*** SUPPLIED DATA

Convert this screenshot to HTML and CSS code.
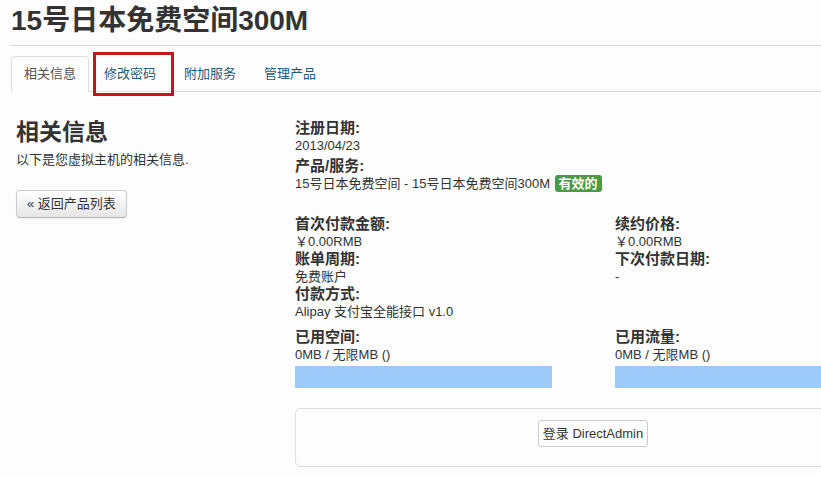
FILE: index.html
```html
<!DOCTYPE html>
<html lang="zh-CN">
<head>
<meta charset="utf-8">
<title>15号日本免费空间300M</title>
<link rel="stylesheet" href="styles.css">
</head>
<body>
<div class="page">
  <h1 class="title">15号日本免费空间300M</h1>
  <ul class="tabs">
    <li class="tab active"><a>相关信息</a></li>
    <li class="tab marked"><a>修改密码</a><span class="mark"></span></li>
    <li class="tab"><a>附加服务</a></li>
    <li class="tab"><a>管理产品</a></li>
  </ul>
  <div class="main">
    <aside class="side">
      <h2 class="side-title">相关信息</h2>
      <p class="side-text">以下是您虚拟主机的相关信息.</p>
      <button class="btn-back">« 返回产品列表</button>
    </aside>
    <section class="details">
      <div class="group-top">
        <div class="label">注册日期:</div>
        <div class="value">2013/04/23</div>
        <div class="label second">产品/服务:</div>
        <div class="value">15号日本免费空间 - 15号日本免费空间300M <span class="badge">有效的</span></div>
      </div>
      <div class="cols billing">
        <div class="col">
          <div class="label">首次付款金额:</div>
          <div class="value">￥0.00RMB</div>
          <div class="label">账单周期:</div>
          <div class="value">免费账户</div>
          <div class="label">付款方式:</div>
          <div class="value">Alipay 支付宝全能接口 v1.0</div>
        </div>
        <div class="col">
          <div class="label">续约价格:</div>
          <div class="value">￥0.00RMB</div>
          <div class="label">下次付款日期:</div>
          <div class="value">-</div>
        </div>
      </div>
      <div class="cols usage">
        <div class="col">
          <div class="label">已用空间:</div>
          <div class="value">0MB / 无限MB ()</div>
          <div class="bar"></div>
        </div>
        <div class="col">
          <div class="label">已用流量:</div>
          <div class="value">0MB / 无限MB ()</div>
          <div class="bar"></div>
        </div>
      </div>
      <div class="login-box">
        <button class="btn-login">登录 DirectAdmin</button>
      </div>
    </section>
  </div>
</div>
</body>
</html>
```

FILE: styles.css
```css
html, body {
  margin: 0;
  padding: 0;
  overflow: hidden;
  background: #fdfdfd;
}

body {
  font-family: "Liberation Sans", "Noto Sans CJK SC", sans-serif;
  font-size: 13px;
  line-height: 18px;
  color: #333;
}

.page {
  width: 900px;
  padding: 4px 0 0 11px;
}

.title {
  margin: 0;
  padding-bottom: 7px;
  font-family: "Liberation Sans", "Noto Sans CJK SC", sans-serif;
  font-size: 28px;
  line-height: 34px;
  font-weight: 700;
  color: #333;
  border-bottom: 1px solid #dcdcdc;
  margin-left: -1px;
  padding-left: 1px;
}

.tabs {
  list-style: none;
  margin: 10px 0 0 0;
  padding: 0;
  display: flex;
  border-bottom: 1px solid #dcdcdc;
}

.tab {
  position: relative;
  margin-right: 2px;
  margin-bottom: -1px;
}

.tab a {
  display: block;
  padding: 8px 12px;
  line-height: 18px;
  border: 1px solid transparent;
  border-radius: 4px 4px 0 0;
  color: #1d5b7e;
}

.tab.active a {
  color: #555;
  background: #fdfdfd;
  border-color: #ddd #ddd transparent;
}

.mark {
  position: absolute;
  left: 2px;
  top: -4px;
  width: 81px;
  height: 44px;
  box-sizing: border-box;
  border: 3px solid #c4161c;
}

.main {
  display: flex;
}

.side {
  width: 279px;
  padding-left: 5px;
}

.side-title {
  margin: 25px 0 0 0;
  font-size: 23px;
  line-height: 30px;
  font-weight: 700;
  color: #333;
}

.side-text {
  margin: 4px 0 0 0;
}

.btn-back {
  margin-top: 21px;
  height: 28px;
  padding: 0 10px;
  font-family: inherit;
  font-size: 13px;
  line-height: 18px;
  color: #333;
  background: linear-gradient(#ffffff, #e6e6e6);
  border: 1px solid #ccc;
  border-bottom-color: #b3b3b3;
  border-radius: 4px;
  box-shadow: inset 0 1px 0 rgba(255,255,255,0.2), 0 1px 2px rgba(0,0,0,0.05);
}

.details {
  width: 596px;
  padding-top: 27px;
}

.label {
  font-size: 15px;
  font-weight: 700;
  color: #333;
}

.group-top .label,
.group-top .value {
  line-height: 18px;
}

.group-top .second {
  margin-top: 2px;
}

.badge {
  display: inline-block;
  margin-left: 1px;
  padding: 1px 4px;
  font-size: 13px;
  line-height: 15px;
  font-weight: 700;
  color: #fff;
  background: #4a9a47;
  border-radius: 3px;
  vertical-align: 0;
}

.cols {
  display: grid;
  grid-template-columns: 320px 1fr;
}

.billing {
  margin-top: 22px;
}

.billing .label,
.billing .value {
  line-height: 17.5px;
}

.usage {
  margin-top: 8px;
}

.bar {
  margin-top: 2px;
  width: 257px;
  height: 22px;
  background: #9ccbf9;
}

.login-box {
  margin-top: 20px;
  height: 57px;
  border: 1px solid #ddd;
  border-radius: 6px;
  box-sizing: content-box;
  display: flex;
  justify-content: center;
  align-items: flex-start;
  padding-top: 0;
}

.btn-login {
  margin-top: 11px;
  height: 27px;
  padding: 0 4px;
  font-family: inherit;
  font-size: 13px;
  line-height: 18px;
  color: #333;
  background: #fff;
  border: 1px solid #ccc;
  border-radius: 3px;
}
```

******

• [PROBLEM TO WORK ON]:
Pictures in the data above should not be copied; transcribe everything else exactly.

• [EXERCISE RESPONSE]:
Convert this screenshot to HTML and CSS code.
FILE: index.html
```html
<!DOCTYPE html>
<html lang="zh-CN">
<head>
<meta charset="utf-8">
<title>15号日本免费空间300M</title>
<link rel="stylesheet" href="styles.css">
</head>
<body>
<div class="page">
  <h1 class="title">15号日本免费空间300M</h1>
  <ul class="tabs">
    <li class="tab active"><a>相关信息</a></li>
    <li class="tab marked"><a>修改密码</a><span class="mark"></span></li>
    <li class="tab"><a>附加服务</a></li>
    <li class="tab"><a>管理产品</a></li>
  </ul>
  <div class="main">
    <aside class="side">
      <h2 class="side-title">相关信息</h2>
      <p class="side-text">以下是您虚拟主机的相关信息.</p>
      <button class="btn-back">« 返回产品列表</button>
    </aside>
    <section class="details">
      <div class="group-top">
        <div class="label">注册日期:</div>
        <div class="value">2013/04/23</div>
        <div class="label second">产品/服务:</div>
        <div class="value">15号日本免费空间 - 15号日本免费空间300M <span class="badge">有效的</span></div>
      </div>
      <div class="cols billing">
        <div class="col">
          <div class="label">首次付款金额:</div>
          <div class="value">￥0.00RMB</div>
          <div class="label">账单周期:</div>
          <div class="value">免费账户</div>
          <div class="label">付款方式:</div>
          <div class="value">Alipay 支付宝全能接口 v1.0</div>
        </div>
        <div class="col">
          <div class="label">续约价格:</div>
          <div class="value">￥0.00RMB</div>
          <div class="label">下次付款日期:</div>
          <div class="value">-</div>
        </div>
      </div>
      <div class="cols usage">
        <div class="col">
          <div class="label">已用空间:</div>
          <div class="value">0MB / 无限MB ()</div>
          <div class="bar"></div>
        </div>
        <div class="col">
          <div class="label">已用流量:</div>
          <div class="value">0MB / 无限MB ()</div>
          <div class="bar"></div>
        </div>
      </div>
      <div class="login-box">
        <button class="btn-login">登录 DirectAdmin</button>
      </div>
    </section>
  </div>
</div>
</body>
</html>
```

FILE: styles.css
```css
html, body {
  margin: 0;
  padding: 0;
  overflow: hidden;
  background: #fdfdfd;
}

body {
  font-family: "Liberation Sans", "Noto Sans CJK SC", sans-serif;
  font-size: 13px;
  line-height: 18px;
  color: #333;
}

.page {
  width: 900px;
  padding: 4px 0 0 11px;
}

.title {
  margin: 0;
  padding-bottom: 7px;
  font-family: "Liberation Sans", "Noto Sans CJK SC", sans-serif;
  font-size: 28px;
  line-height: 34px;
  font-weight: 700;
  color: #333;
  border-bottom: 1px solid #dcdcdc;
  margin-left: -1px;
  padding-left: 1px;
}

.tabs {
  list-style: none;
  margin: 10px 0 0 0;
  padding: 0;
  display: flex;
  border-bottom: 1px solid #dcdcdc;
}

.tab {
  position: relative;
  margin-right: 2px;
  margin-bottom: -1px;
}

.tab a {
  display: block;
  padding: 8px 12px;
  line-height: 18px;
  border: 1px solid transparent;
  border-radius: 4px 4px 0 0;
  color: #1d5b7e;
}

.tab.active a {
  color: #555;
  background: #fdfdfd;
  border-color: #ddd #ddd transparent;
}

.mark {
  position: absolute;
  left: 2px;
  top: -4px;
  width: 81px;
  height: 44px;
  box-sizing: border-box;
  border: 3px solid #c4161c;
}

.main {
  display: flex;
}

.side {
  width: 279px;
  padding-left: 5px;
}

.side-title {
  margin: 25px 0 0 0;
  font-size: 23px;
  line-height: 30px;
  font-weight: 700;
  color: #333;
}

.side-text {
  margin: 4px 0 0 0;
}

.btn-back {
  margin-top: 21px;
  height: 28px;
  padding: 0 10px;
  font-family: inherit;
  font-size: 13px;
  line-height: 18px;
  color: #333;
  background: linear-gradient(#ffffff, #e6e6e6);
  border: 1px solid #ccc;
  border-bottom-color: #b3b3b3;
  border-radius: 4px;
  box-shadow: inset 0 1px 0 rgba(255,255,255,0.2), 0 1px 2px rgba(0,0,0,0.05);
}

.details {
  width: 596px;
  padding-top: 27px;
}

.label {
  font-size: 15px;
  font-weight: 700;
  color: #333;
}

.group-top .label,
.group-top .value {
  line-height: 18px;
}

.group-top .second {
  margin-top: 2px;
}

.badge {
  display: inline-block;
  margin-left: 1px;
  padding: 1px 4px;
  font-size: 13px;
  line-height: 15px;
  font-weight: 700;
  color: #fff;
  background: #4a9a47;
  border-radius: 3px;
  vertical-align: 0;
}

.cols {
  display: grid;
  grid-template-columns: 320px 1fr;
}

.billing {
  margin-top: 22px;
}

.billing .label,
.billing .value {
  line-height: 17.5px;
}

.usage {
  margin-top: 8px;
}

.bar {
  margin-top: 2px;
  width: 257px;
  height: 22px;
  background: #9ccbf9;
}

.login-box {
  margin-top: 20px;
  height: 57px;
  border: 1px solid #ddd;
  border-radius: 6px;
  box-sizing: content-box;
  display: flex;
  justify-content: center;
  align-items: flex-start;
  padding-top: 0;
}

.btn-login {
  margin-top: 11px;
  height: 27px;
  padding: 0 4px;
  font-family: inherit;
  font-size: 13px;
  line-height: 18px;
  color: #333;
  background: #fff;
  border: 1px solid #ccc;
  border-radius: 3px;
}
```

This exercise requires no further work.